MILAN (Reuters) – Third-placed Inter Milan gave a toothless display as they slumped to a 1-0 defeat at Torino in Serie A on Sunday, leaving them without a league goal in two games since the winter break.
Inter coach Luciano Spalletti confirmed after the game that he had left winger Ivan Perisic out of the team after the Croatia World Cup runner-up requested a transfer.
Inter had two early chances as Lautaro Martinez missed the target from close range and Mauro Icardi had a shot saved by Salvatore Sirigu.
Armando Izzo scored the only goal with a header from a corner in the 35th minute as Torino coach Walter Mazzarri enjoyed revenge over Inter, who sacked him after 18 months in November 2014.
Inter, held 0-0 by Sassuolo one week ago, rarely looked like recovering and their evening finished in miserable style when substitute Matteo Politano, who had been on the pitch for only 15 minutes, was sent off for dissent in the 86th minute.
The winger was furious when the referee refused to give a free kick after he theatrically went to ground under a challenge from Ola Aina.
Inter, who have scored four goals in their last seven league games, have 40 points from 21 games, eight behind second-placed Napoli and five ahead of AC Milan.
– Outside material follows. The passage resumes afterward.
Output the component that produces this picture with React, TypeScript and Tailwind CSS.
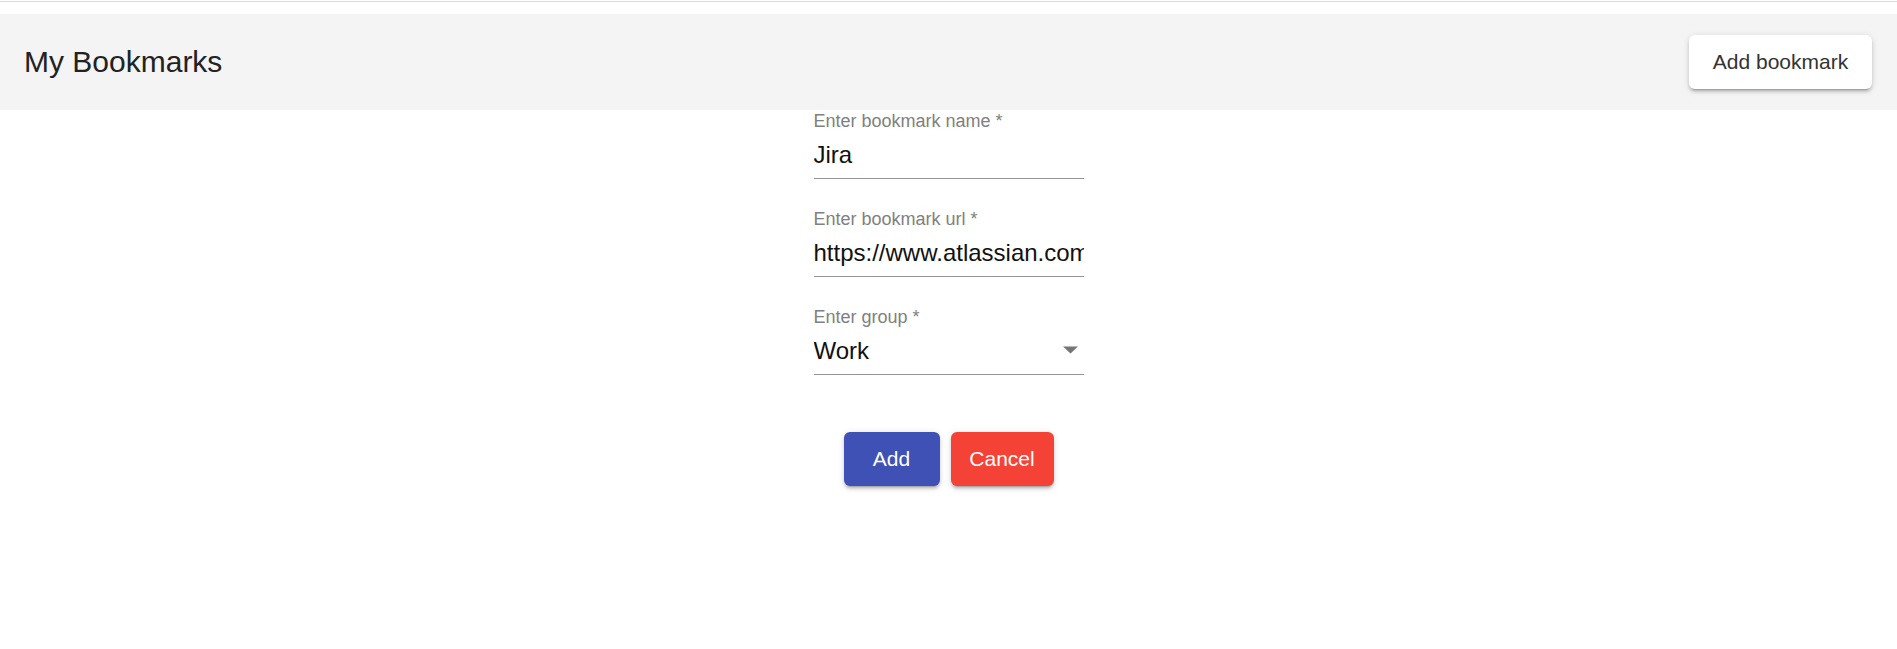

Torino are 10th with 30 points.
Spalletti said that Perisic wanted to leave although no suitable offers had been made.
“Players can say what they want but they are professionals, so for him to leave, a club needs to be there to buy him and they need to recognise his value,” said Spalletti. “If he doesn’t want to play, then of course he’s going to be left out.”
Spalletti said that Inter had been braced for a physical match on a difficult pitch which is exactly what they got.
“The difference was a goal conceded from a set-piece, which is what we feared,” he said. “Once we conceded then everything became increasingly difficult, even if playing tidy football here is never easy.”
Mazzarri was pleased his team had avoided some of the elementary mistakes that have been a feature of recent matches.
“It was a jump in quality, in terms of maturity,” he said.